Lynbarry's comments

Lynbarry | 2 years ago | on: Hacker News in Slow Italian

Wow this is a really nice idea. I also have been learning italian with Duolingo for quite a while but have hit a plateau once I finished the course.

So far I've only listened to the beginning, but that sounds like exactly the right difficulty to improve my listening comprehension.

Do you have an approach to improve speaking italian (not only understanding)? Because that is the end goal for me and something that Duolingo doesn't really teach that much.

Lynbarry | 5 years ago | on: Ask HN: How do you switch off from work, particularly when working from home?

For me, meditation works quite well.

Once you want to be done for the day, shut off your (work) PC and meditate for 10 minutes or so. This gives all the work thoughts time to go away and afterwards the brain is ready for whatever plans you have for the evening. If you don't know how to meditate, just use one of the various apps, they really help get started. It's not hard.

I also sometimes did this when I wasn't working from home - when there was something that I was still thinking about after getting home. Meditation is generally a good way to put the work-mind away and give the leisure-mind its space :)

Lynbarry | 6 years ago | on: A scheduling tool for bread baking

You can also fill water bottles with hot water (I usually use two) and put them next to the dough in the oven. My oven gets slightly too warm if I turn it on to the lowest setting / light only.

Lynbarry | 6 years ago | on: Productivity and the Workweek (2000)

I reduced my time at work to 80% at the beginning of July. Every Friday is my day now. This week I had to switch it up so today is my day off. It's 1pm and I have already worked out, ran some errands that had been bugging me and am now reading this in one of my favorite diners which I for some reason almost never found the time to go to before.

If you have the chance and it seems intriguing to you I encourage everyone to try it out. I guess not all workplaces support it in the same way as mine does, but it was possible for me to have a three month trial phase after which I can go back to 100% or decide to continue the 80% for a year. Maybe your workplace would be open for that but you just don't know!

Of course it's quite the pay cut, but as a developer with few obligations I can still manage quite well. I feel much more relaxed over all and I enjoy my work more when I'm there. It even subjectively feels like I'm getting more done at work. The weekend feels so much longer and relaxing, because stuff I normally do on the weekend often is already done.

One problem for me is that I tend to cram a lot into my Fridays. I feel like I have to use them to their full potential. Then when the weather doesn't work out or something else falls through I'm pretty bummed. But I think that is something that can be improved over time.

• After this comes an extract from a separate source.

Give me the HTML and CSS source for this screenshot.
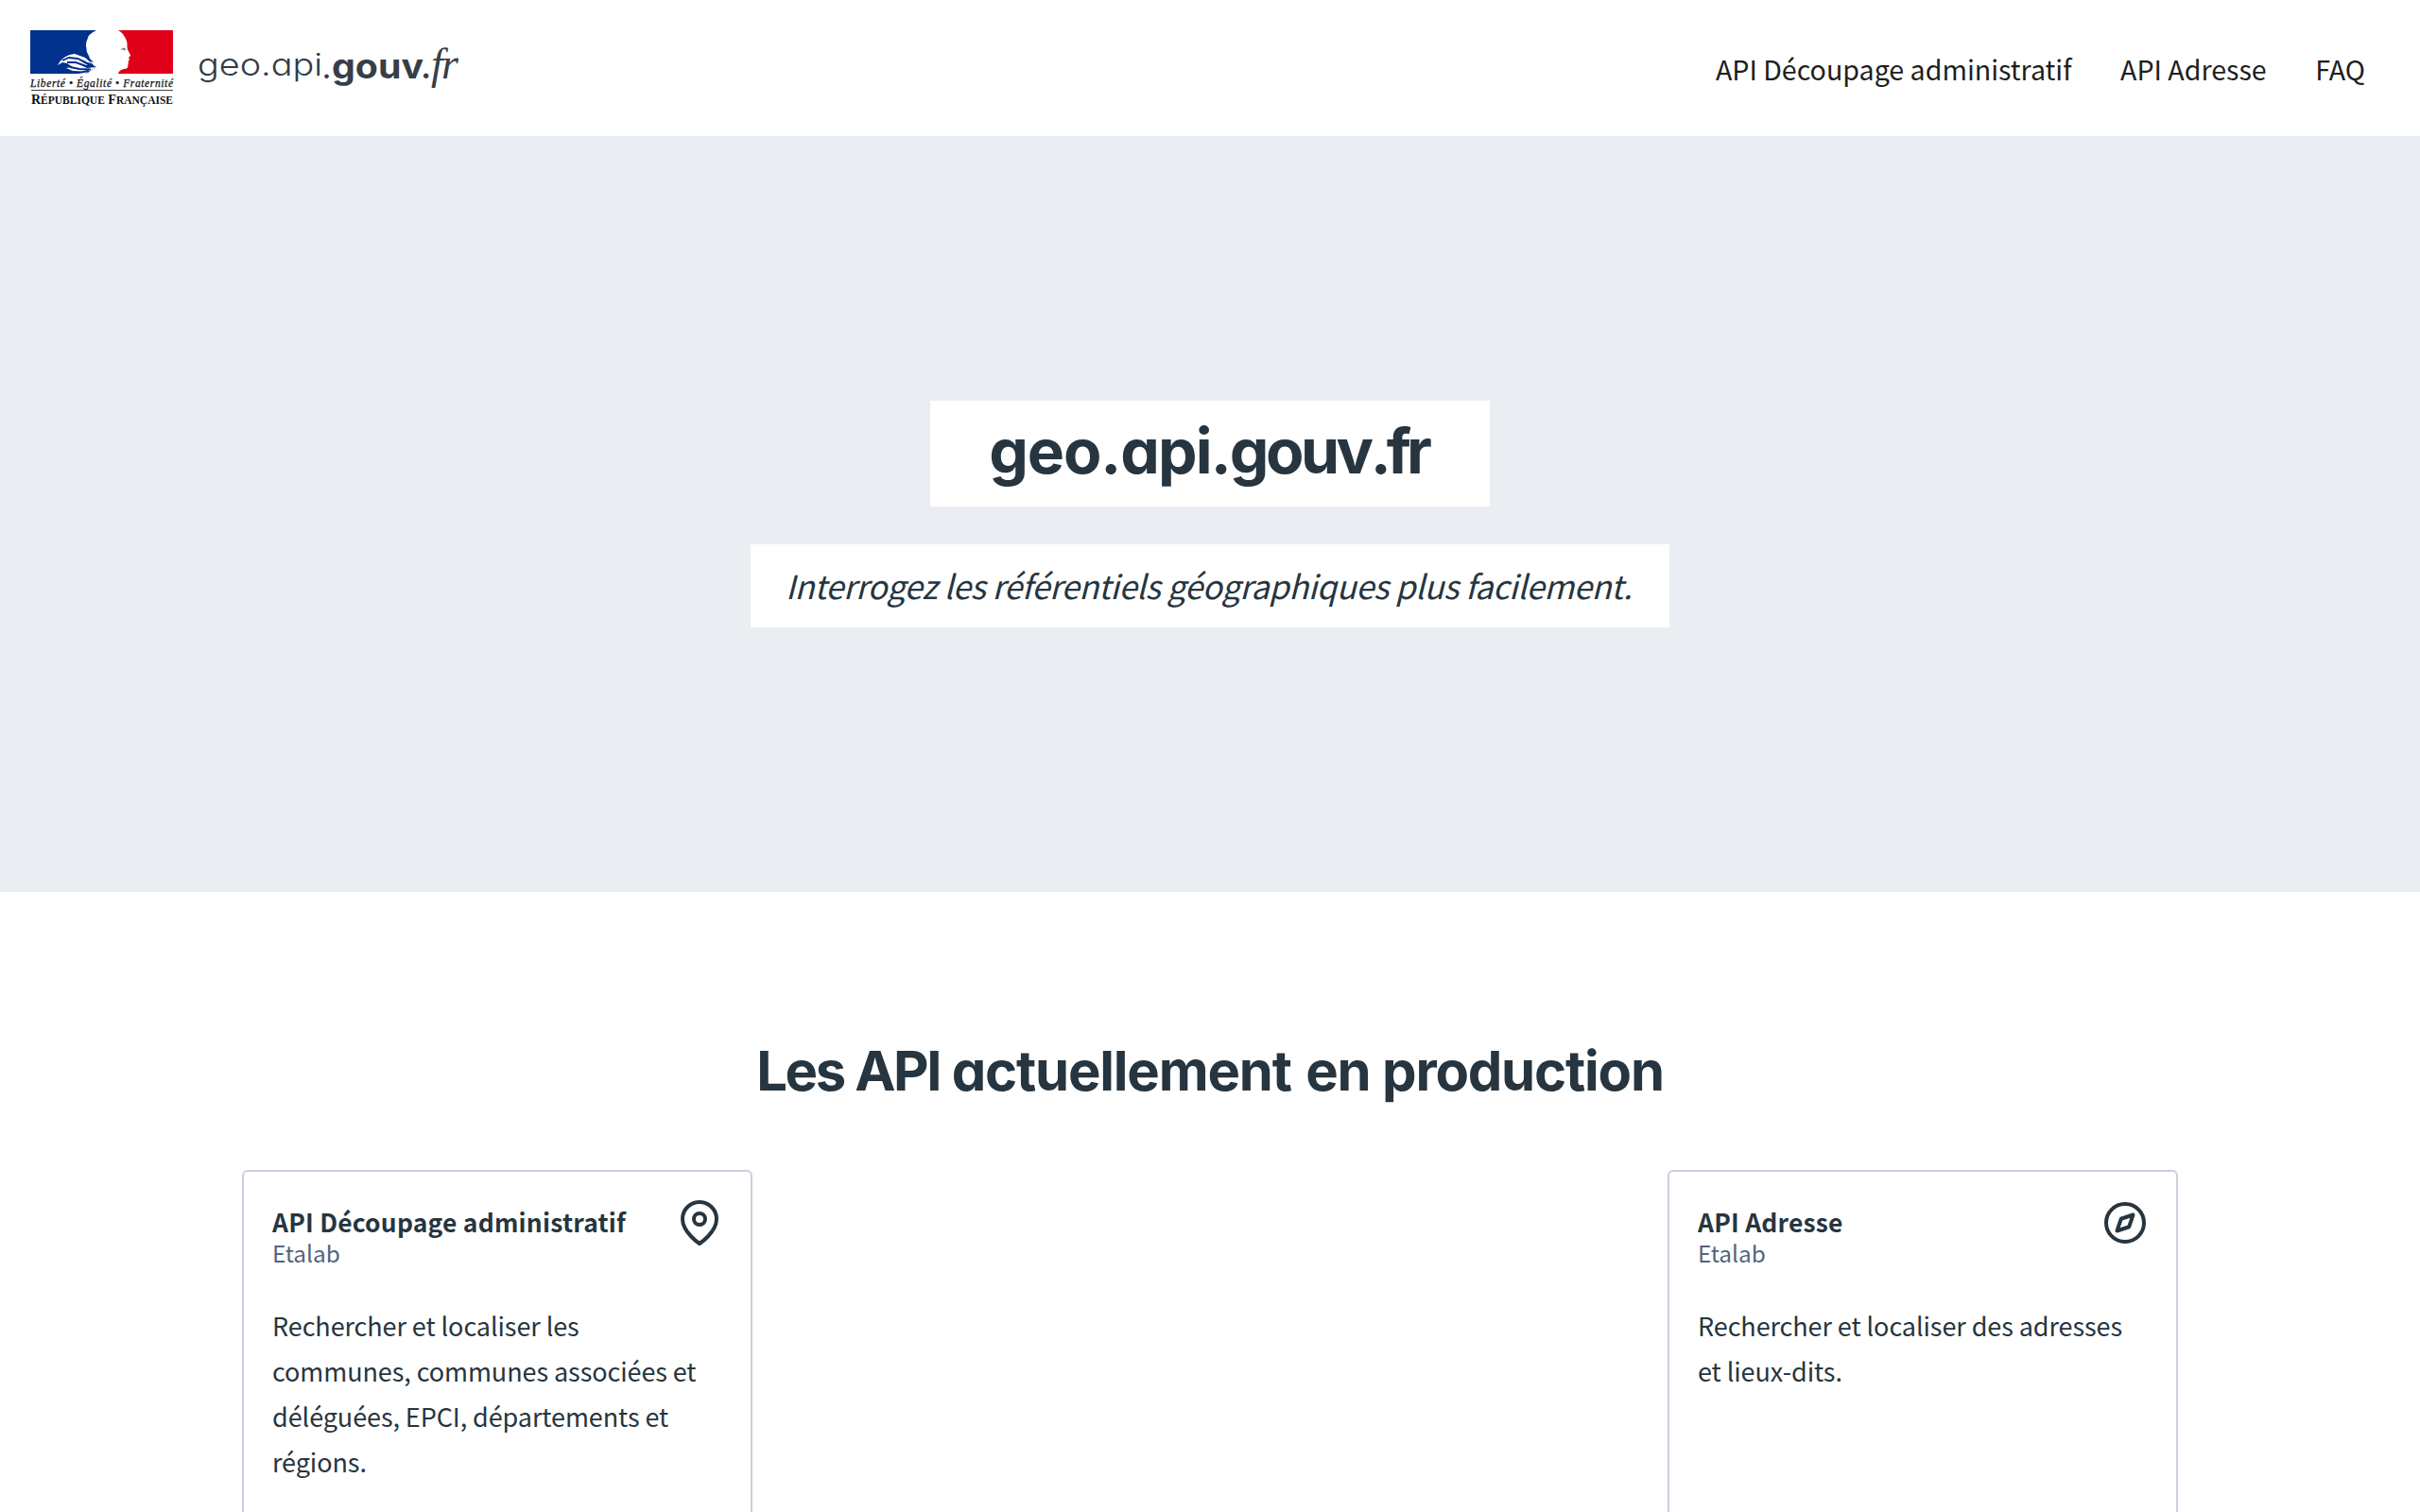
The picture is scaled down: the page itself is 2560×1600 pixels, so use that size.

Lynbarry | 10 years ago | on: The Way Humans Get Electricity Is About to Change

The problem with this is that once we've reached a "perilous level of global warming", it is quite possible that there is no way back.

The 2 degrees target seems to be already out of reach and everything beyond that gets closer and closer to being unpredictable. Of course no one knows what exactly will happen anyway. But as an example: If the arctic permafrost starts to melt methane gets released into the atmosphere which further accelerates everything [1].

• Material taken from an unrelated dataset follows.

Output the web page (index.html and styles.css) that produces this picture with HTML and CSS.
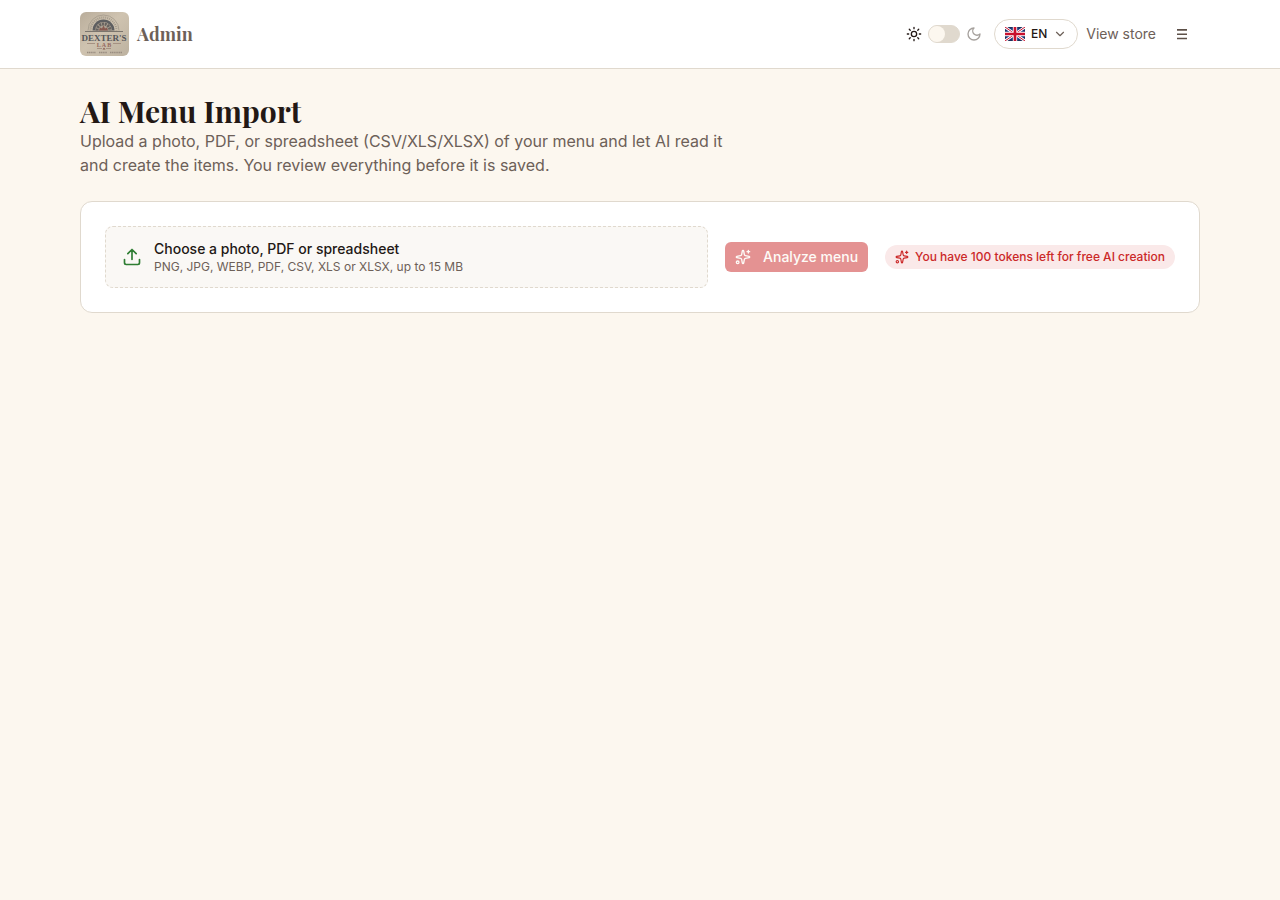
FILE: index.html
```html
<!DOCTYPE html>
<html lang="en">
<head>
<meta charset="utf-8">
<meta name="viewport" content="width=device-width, initial-scale=1">
<title>AI Menu Import</title>
<link rel="stylesheet" href="styles.css">
</head>
<body>
<svg class="symbols" aria-hidden="true">
  <symbol id="sparkles" viewBox="0 0 24 24">
    <path d="M11.017 2.814a1 1 0 0 1 1.966 0l1.051 5.558a2 2 0 0 0 1.594 1.594l5.558 1.051a1 1 0 0 1 0 1.966l-5.558 1.051a2 2 0 0 0-1.594 1.594l-1.051 5.558a1 1 0 0 1-1.966 0l-1.051-5.558a2 2 0 0 0-1.594-1.594l-5.558-1.051a1 1 0 0 1 0-1.966l5.558-1.051a2 2 0 0 0 1.594-1.594z"/>
    <path d="M20 2v4M22 4h-4"/><circle cx="4" cy="20" r="2"/>
  </symbol>
</svg>
<header class="topbar">
  <div class="container topbar-row">
    <a class="brand" href="#">
      <svg class="logo" viewBox="0 0 49 44" role="img" aria-label="Dexter's Lab">
        <defs>
          <linearGradient id="paper" x1="0" y1="0" x2="1" y2="1">
            <stop offset="0" stop-color="#b9ad9b"/><stop offset=".45" stop-color="#cfc3b0"/><stop offset="1" stop-color="#bdb2a0"/>
          </linearGradient>
        </defs>
        <rect width="49" height="44" fill="url(#paper)"/>
        <path d="M8 18.500a15.500 15.500 0 0 1 31 0" fill="none" stroke="#aaa091" stroke-width="1"/>
        <path d="M10.500 18.500a13 13 0 0 1 26 0" fill="none" stroke="#a59b8c" stroke-width="2" stroke-dasharray="1 1"/>
        <path d="M12.500 18.500a11 11 0 0 1 22 0z" fill="#5d5e60"/>
        <path d="M15 18.500a8.500 8.500 0 0 1 17 0z" fill="#aba091"/>
        <path d="M17 18.500a6.500 6.500 0 0 1 13 0" fill="none" stroke="#66625f" stroke-width="3" stroke-dasharray="2 .8"/>
        <path d="M19 18.500l1-3 2 1 1.500-3 1.500 3 2-1 1 3z" fill="#86594f"/>
        <path d="M5 19.500h38" stroke="#7b756d" stroke-width="1"/>
        <text x="24" y="29" class="logo-name" text-anchor="middle">DEXTER'S</text>
        <text x="24" y="35" class="logo-sub" text-anchor="middle">L A B</text>
        <path d="M7 31.500h8M33 31.500h8M17 36.500h5M26 36.500h5" stroke="#a59182" stroke-width="1"/>
        <path d="M22.500 37.500l1.500-2 1.500 2z" fill="#86594f"/>
        <path d="M7 40.500h9M19 40.500h8M30 40.500h12" stroke="#998d80" stroke-width="1.500" stroke-dasharray="1.300 .5"/>
      </svg>
      <span>Admin</span>
    </a>
    <nav class="tools" aria-label="Admin tools">
      <label class="theme">
        <svg class="icon16 sun" viewBox="0 0 24 24" aria-hidden="true"><circle cx="12" cy="12" r="4"/><path d="M12 2v2M12 20v2M4.930 4.930l1.410 1.410M17.660 17.660l1.410 1.410M2 12h2M20 12h2M6.340 17.660l-1.410 1.410M19.070 4.930l-1.410 1.410"/></svg>
        <input class="switch" type="checkbox" role="switch" aria-label="Dark mode">
        <svg class="icon16 moon" viewBox="0 0 24 24" aria-hidden="true"><path d="M12 3a6 6 0 0 0 9 9 9 9 0 1 1-9-9Z"/></svg>
      </label>
      <button class="lang" type="button" aria-haspopup="listbox">
        <svg class="flag" viewBox="0 0 60 42" aria-hidden="true">
          <rect width="60" height="42" fill="#1b3a7d"/>
          <path d="M0 0l60 42M60 0L0 42" stroke="#fff" stroke-width="8"/>
          <path d="M0 0l60 42M60 0L0 42" stroke="#c8102e" stroke-width="3"/>
          <path d="M30 0v42M0 21h60" stroke="#fff" stroke-width="13"/>
          <path d="M30 0v42M0 21h60" stroke="#c8102e" stroke-width="8"/>
        </svg>
        <span>EN</span>
        <svg class="chevron" viewBox="0 0 24 24" aria-hidden="true"><path d="m6 9 6 6 6-6"/></svg>
      </button>
      <a class="store" href="#">View store</a>
      <button class="menu" type="button" aria-label="Open menu">
        <svg viewBox="0 0 12 12" aria-hidden="true"><path d="M1 1.900h10M1 6.200h10M1 10.500h10"/></svg>
      </button>
    </nav>
  </div>
</header>
<main class="container page">
  <h1>AI Menu Import</h1>
  <p class="lead">Upload a photo, PDF, or spreadsheet (CSV/XLS/XLSX) of your menu and let AI read it and create the items. You review everything before it is saved.</p>
  <form class="card">
    <label class="drop">
      <input class="file" type="file" accept="image/*,.pdf,.csv,.xls,.xlsx">
      <svg class="upload" viewBox="0 0 24 24" aria-hidden="true"><path d="M12 3v12M17 8l-5-5-5 5M21 15v4a2 2 0 0 1-2 2H5a2 2 0 0 1-2-2v-4"/></svg>
      <span class="drop-text">
        <span class="drop-title">Choose a photo, PDF or spreadsheet</span>
        <span class="drop-hint">PNG, JPG, WEBP, PDF, CSV, XLS or XLSX, up to 15 MB</span>
      </span>
    </label>
    <button class="analyze" type="submit" disabled>
      <svg class="icon16" aria-hidden="true"><use href="#sparkles"/></svg>
      <span>Analyze menu</span>
    </button>
    <span class="tokens">
      <svg class="icon14" aria-hidden="true"><use href="#sparkles"/></svg>
      <span>You have 100 tokens left for free AI creation</span>
    </span>
  </form>
</main>
</body>
</html>
```
FILE: styles.css
```css
* { box-sizing: border-box; }

body {
  margin: 0;
  min-height: 100vh;
  background: #fcf7ef;
  color: #231815;
  font-family: Inter, "Liberation Sans", sans-serif;
  font-size: 16px;
  line-height: 24px;
}

svg {
  flex: none;
  fill: none;
  stroke: currentColor;
  stroke-width: 2;
  stroke-linecap: round;
  stroke-linejoin: round;
}

button { font: inherit; cursor: pointer; }
a { color: inherit; text-decoration: none; }

.symbols { position: absolute; width: 0; height: 0; }
.icon16 { width: 16px; height: 16px; }
.icon14 { width: 14px; height: 14px; }

.container {
  max-width: 1152px;
  margin: 0 auto;
  padding: 0 16px;
}

.topbar { background: #fff; border-bottom: 1px solid #e0d9ce; }
.topbar-row {
  display: flex;
  align-items: center;
  justify-content: space-between;
  padding-top: 12px;
  padding-bottom: 12px;
}

.brand {
  display: flex;
  align-items: center;
  gap: 8px;
  color: #6d6058;
  font-family: "Playfair Display", "Liberation Serif", serif;
  font-size: 18px;
  font-weight: 700;
}
.logo {
  width: 49px;
  height: 44px;
  border-radius: 6px;
  stroke: none;
  stroke-linecap: butt;
}
.logo-name { fill: #55565a; font: 700 9px "Liberation Serif", serif; }
.logo-sub { fill: #94685d; font: 700 6px "Liberation Serif", serif; }

.tools { display: flex; align-items: center; gap: 8px; }
.theme { display: flex; align-items: center; gap: 6px; margin-right: 4px; }
.moon { color: #a6a19d; }

.switch {
  appearance: none;
  display: flex;
  align-items: center;
  width: 32px;
  height: 18px;
  margin: 0;
  border: 1px solid #e0d9ce;
  border-radius: 9px;
  background: #e0d9ce;
  cursor: pointer;
}
.switch::before {
  content: "";
  width: 16px;
  height: 16px;
  border-radius: 50%;
  background: #fcf7ef;
}
.switch:checked { justify-content: flex-end; }

.lang {
  display: flex;
  align-items: center;
  gap: 6px;
  height: 30px;
  padding: 0 10px;
  border: 1px solid #e0d9ce;
  border-radius: 15px;
  background: #fff;
  color: #231815;
  font-size: 12px;
  font-weight: 500;
}
.flag { width: 20px; height: 14px; stroke-linecap: butt; }
.chevron { width: 14px; height: 14px; color: #6d6058; }

.store { color: #6d6058; font-size: 14px; line-height: 20px; }
.menu {
  display: flex;
  padding: 12px;
  border: 0;
  background: none;
  color: #5d5048;
}
.menu svg {
  width: 12px;
  height: 12px;
  stroke-width: 1.6;
  stroke-linecap: butt;
}

.page { padding-top: 24px; padding-bottom: 24px; }

h1 {
  margin: 0;
  font-family: "Playfair Display", "Liberation Serif", serif;
  font-size: 30px;
  font-weight: 700;
  line-height: 36px;
}
.lead { max-width: 672px; margin: 0; color: #6d6058; }

.card {
  display: flex;
  align-items: center;
  gap: 17px;
  margin-top: 24px;
  padding: 24px;
  border: 1px solid #e0d9ce;
  border-radius: 12px;
  background: #fff;
}

.drop {
  display: flex;
  flex: 1;
  align-items: center;
  gap: 12px;
  min-width: 0;
  padding: 12px 16px;
  border: 1px dashed #e0d9ce;
  border-radius: 8px;
  background: #faf8f5;
  cursor: pointer;
}
.drop:focus-within { border-color: #2e7d32; }
.file {
  position: absolute;
  width: 1px;
  height: 1px;
  opacity: 0;
}
.upload { width: 20px; height: 20px; color: #2e7d32; }
.drop-text { display: flex; flex-direction: column; }
.drop-title { font-size: 14px; font-weight: 500; line-height: 20px; }
.drop-hint { color: #6d6058; font-size: 12px; line-height: 16px; }

.analyze {
  display: flex;
  align-items: center;
  gap: 12px;
  height: 30px;
  padding: 0 10px;
  border: 0;
  border-radius: 6px;
  background: #cb2828;
  color: #fdf8f0;
  font-size: 14px;
  font-weight: 500;
}
.analyze:disabled { opacity: 0.5; cursor: default; }

.tokens {
  display: flex;
  align-items: center;
  gap: 6px;
  padding: 4px 10px;
  border-radius: 12px;
  background: #fae9e9;
  color: #cb2828;
  font-size: 12px;
  font-weight: 500;
  line-height: 16px;
}

@media (max-width: 900px) {
  .card { flex-direction: column; align-items: stretch; }
  .analyze { justify-content: center; }
  .tokens { align-self: flex-start; }
}
```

I would not hope on some not-yet-existing or not-yet-usable technologies to fix everything we're messing up now. The "eventually" when finally everyone stops using fossil fuels because other kinds of energy are cheaper might be just too late.

[1] http://grist.org/climate-change/2011-12-05-the-brutal-logic-...

Lynbarry | 10 years ago | on: A YouTube built for gamers

Have you tried using livestreamer? You can just ignore the bloated website and watch streams in vlc with it.

It also allows me to have my 30 tabs open and watch a stream on the second monitor without troubling firefox.

Lynbarry | 11 years ago | on: Maintaining Digital Certificate Security

As far as I understand it (please someone correct me if I'm wrong):

1. In this case you would not have to manually accept anything, as the root certificate (the CNNIC cert) is already in your browser/os and the certificate chain for certs created by MCS would be OK (because their cert is signed by CNNIC).

2. As CNNIC issued them an intermediate CA cert, MCS was able to create certificates for any domain they wanted and these certificates would be considered valid by everyone that has CNNIC in the root store. So the MCS cert is not valid accross multiple domains, but it allows MCS to create certificates for every domain which kind of has the same consequences.

3. I think it would pose a threat when leaving the MITM network, but not as a consequence of having been in the MITM network. Only the root certificates are stored locally. Websites have to send a complete certificate chain that anchors their certs in one of the root certs. This means that the cert generated by MCS is not stored and therefore not used when leaving the network anymore. The danger is that this intermediate cert allows MCS to generate certs for any domain and use them outside their network, too.

4. A self signed certificate would have to be installed on the machines in the network. Otherwise users would get a certificate warning and would have to add the cert to their rootstores themselves. Other than that I think that this would grant you the same MITM-powers as this intermediate cert did for MCS, with the only restriction that you couldn't create certs for domains not in your control that would be accepted by users outside your network/that don'd have your self signed cert installed.